WASHINGTON (Reuters) - U.S. congressional negotiators have hammered out a bipartisan agreement on a spending package to keep the federal government funded through the end of the current fiscal year on Sept. 30, a senior congressional aide said on Sunday.
The House of Representatives and Senate must approve the deal before the end of Friday and send it to President Donald Trump for his signature to avoid the first government shutdown since 2013.
The Washington Post reported that Congress was expected to vote early this week on the agreement that is expected to include increases for defense spending and border security.
The Republican-led Congress averted a U.S. government shutdown last Friday by voting for a stop-gap spending bill that gave lawmakers another week to work out federal spending over the final five months of the fiscal year.
Congress was tied up for months trying to work out $1 trillion in spending priorities for the current fiscal year.
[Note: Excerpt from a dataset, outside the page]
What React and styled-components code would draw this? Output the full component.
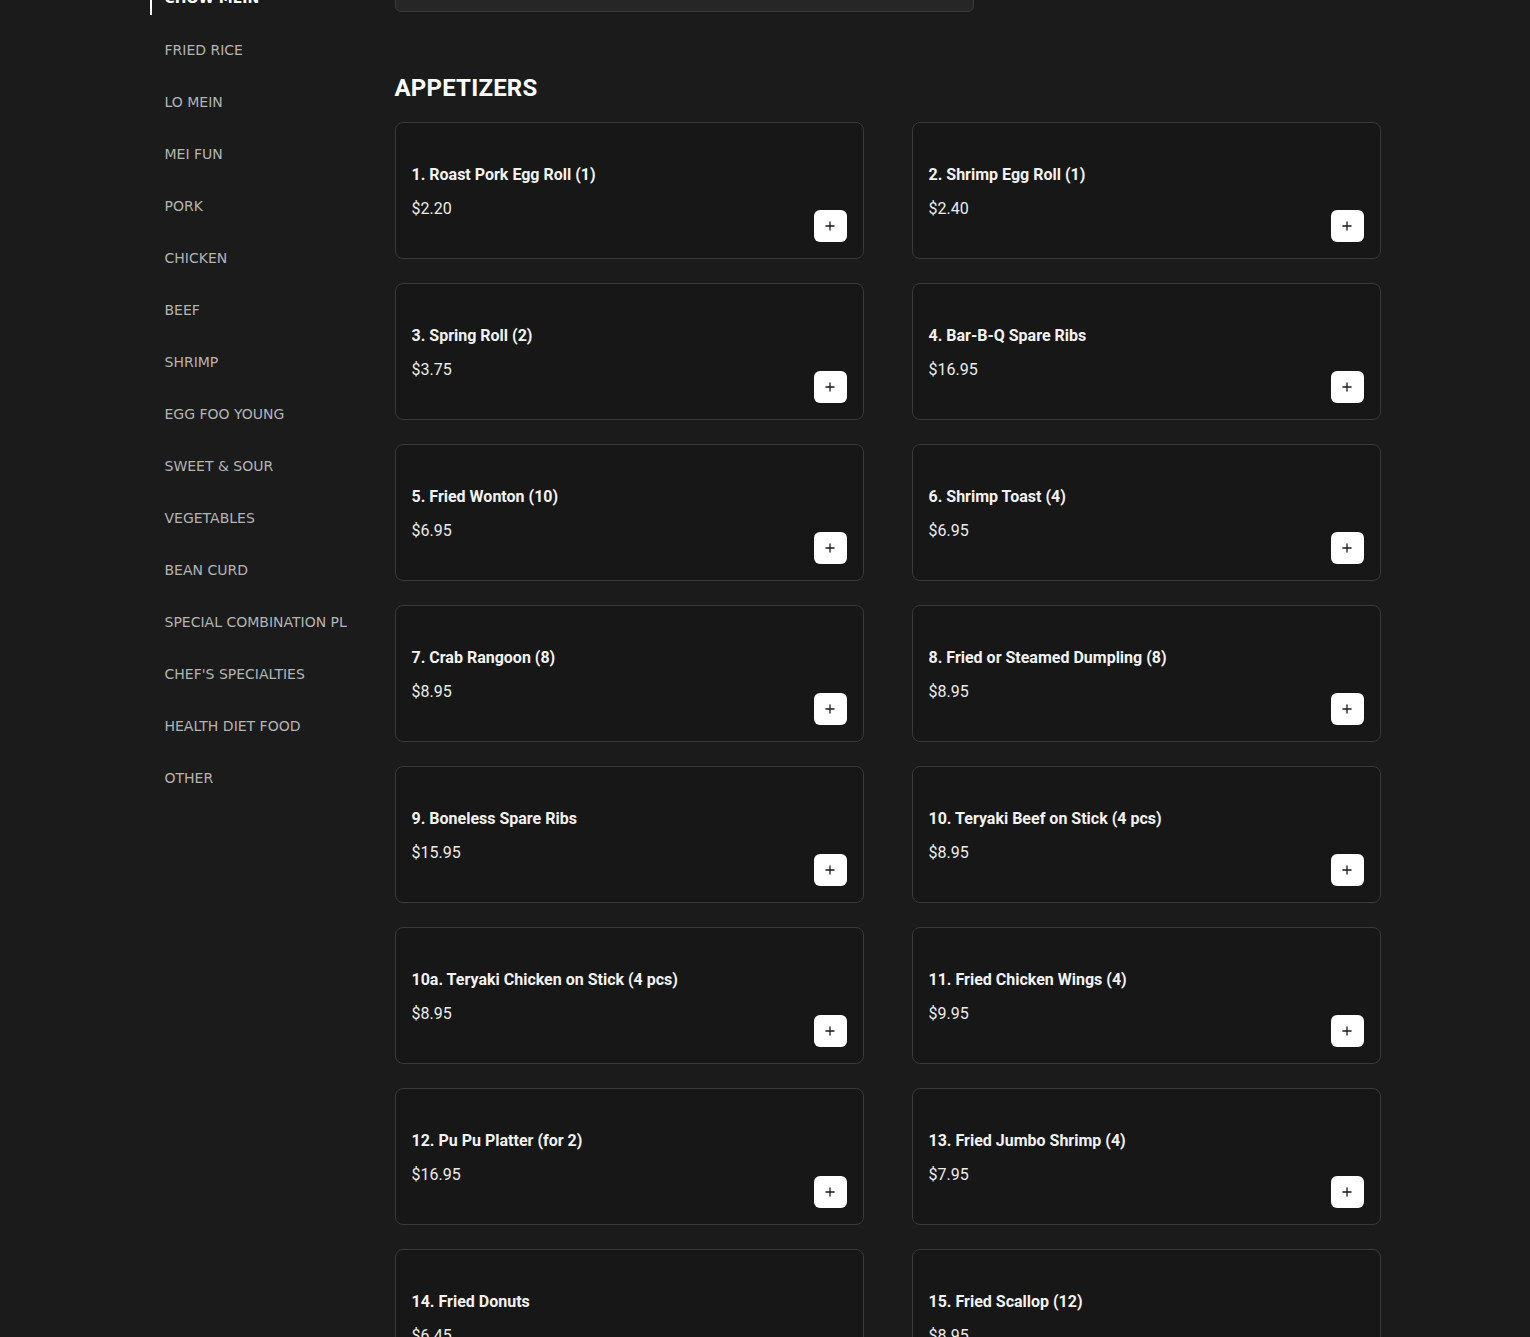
import React from 'react';
import styled, { createGlobalStyle } from 'styled-components';
import { Plus } from 'lucide-react';

const GlobalStyle = createGlobalStyle`
  html, body {
    margin: 0;
    padding: 0;
    background: #1b1b1b;
    overflow: hidden;
  }
  * { box-sizing: border-box; }
`;

const categories = [
  'CHOW MEIN', 'FRIED RICE', 'LO MEIN', 'MEI FUN', 'PORK', 'CHICKEN', 'BEEF',
  'SHRIMP', 'EGG FOO YOUNG', 'SWEET & SOUR', 'VEGETABLES', 'BEAN CURD',
  'SPECIAL COMBINATION PLATES', "CHEF'S SPECIALTIES", 'HEALTH DIET FOOD', 'OTHER',
];

const items = [
  ['1. Roast Pork Egg Roll (1)', '$2.20'],
  ['2. Shrimp Egg Roll (1)', '$2.40'],
  ['3. Spring Roll (2)', '$3.75'],
  ['4. Bar-B-Q Spare Ribs', '$16.95'],
  ['5. Fried Wonton (10)', '$6.95'],
  ['6. Shrimp Toast (4)', '$6.95'],
  ['7. Crab Rangoon (8)', '$8.95'],
  ['8. Fried or Steamed Dumpling (8)', '$8.95'],
  ['9. Boneless Spare Ribs', '$15.95'],
  ['10. Teryaki Beef on Stick (4 pcs)', '$8.95'],
  ['10a. Teryaki Chicken on Stick (4 pcs)', '$8.95'],
  ['11. Fried Chicken Wings (4)', '$9.95'],
  ['12. Pu Pu Platter (for 2)', '$16.95'],
  ['13. Fried Jumbo Shrimp (4)', '$7.95'],
  ['14. Fried Donuts', '$6.45'],
  ['15. Fried Scallop (12)', '$8.95'],
];

// page is shown scrolled down a bit, so the layout starts above the fold
const Layout = styled.div`
  width: 1231px;
  margin: -48px auto 0;
  display: flex;
  gap: 48px;
`;

const Sidebar = styled.nav`
  width: 197px;
  flex-shrink: 0;
  padding-top: 29px;
  display: flex;
  flex-direction: column;
  gap: 18px;
`;

const NavItem = styled.div`
  height: 34px;
  display: flex;
  align-items: center;
  padding-left: ${p => (p.$active ? '13px' : '15px')};
  border-left: ${p => (p.$active ? '2px solid #fff' : 'none')};
  font-family: 'DejaVu Sans', sans-serif;
  font-size: 14px;
  font-weight: ${p => (p.$active ? 700 : 400)};
  color: ${p => (p.$active ? '#fff' : '#b4b4b4')};
  white-space: nowrap;
  overflow: hidden;
`;

const Main = styled.main`
  width: 986px;
  display: flex;
  flex-direction: column;
`;

const SearchBox = styled.div`
  width: 579px;
  height: 60px;
  background: #262626;
  border: 1px solid #3a3a3a;
  border-radius: 6px;
`;

const SectionTitle = styled.h2`
  margin: 62px 0 20px;
  font-family: Roboto, 'Liberation Sans', sans-serif;
  font-size: 24px;
  line-height: 28px;
  font-weight: 700;
  color: #fff;
  letter-spacing: 0.2px;
`;

const Grid = styled.div`
  display: grid;
  grid-template-columns: repeat(2, 469px);
  column-gap: 48px;
  row-gap: 24px;
`;

const Card = styled.div`
  height: 137px;
  background: #171717;
  border: 1px solid #393939;
  border-radius: 8px;
  padding: 16px;
  display: flex;
  justify-content: space-between;
  align-items: center;
`;

const Info = styled.div`
  margin-top: 2px;
  display: flex;
  flex-direction: column;
  gap: 15px;
  font-family: Roboto, 'Liberation Sans', sans-serif;
  font-size: 16px;
  line-height: 19px;
`;

const Name = styled.div`
  font-weight: 700;
  color: #f2f2f2;
`;

const Price = styled.div`
  font-weight: 400;
  color: #ececec;
`;

const AddButton = styled.button`
  align-self: flex-end;
  width: 33px;
  height: 32px;
  padding: 0;
  border: none;
  border-radius: 6px;
  background: #fff;
  color: #1a1a1a;
  display: flex;
  align-items: center;
  justify-content: center;
  cursor: pointer;
`;

export default function App() {
  return (
    <>
      <GlobalStyle />
      <Layout>
        <Sidebar>
          {categories.map((c, i) => (
            <NavItem key={c} $active={i === 0}>{c}</NavItem>
          ))}
        </Sidebar>
        <Main>
          <SearchBox />
          <SectionTitle>APPETIZERS</SectionTitle>
          <Grid>
            {items.map(([name, price]) => (
              <Card key={name}>
                <Info>
                  <Name>{name}</Name>
                  <Price>{price}</Price>
                </Info>
                <AddButton aria-label="add">
                  <Plus size={14} strokeWidth={2.2} />
                </AddButton>
              </Card>
            ))}
          </Grid>
        </Main>
      </Layout>
    </>
  );
}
Lawmakers were supposed to have taken care of the fiscal 2017 appropriations bills by last Oct. 1.
Democrats backed Friday’s stop-gap bill a day after House Republican leaders again put off a vote on major healthcare legislation sought by Trump and opposed by Democrats to dismantle the 2010 Affordable Care Act, dubbed Obamacare, after Republican moderates balked at provisions added to entice hard-line conservatives.
Trump earlier bowed to Democratic demands that the spending legislation for the rest of the fiscal year not include money to start building a wall along the U.S.-Mexico border he said is needed to fight illegal immigration and stop drug smugglers.
The Trump administration also agreed to continue funding for a major component of Obamacare despite Republican vows to end the program.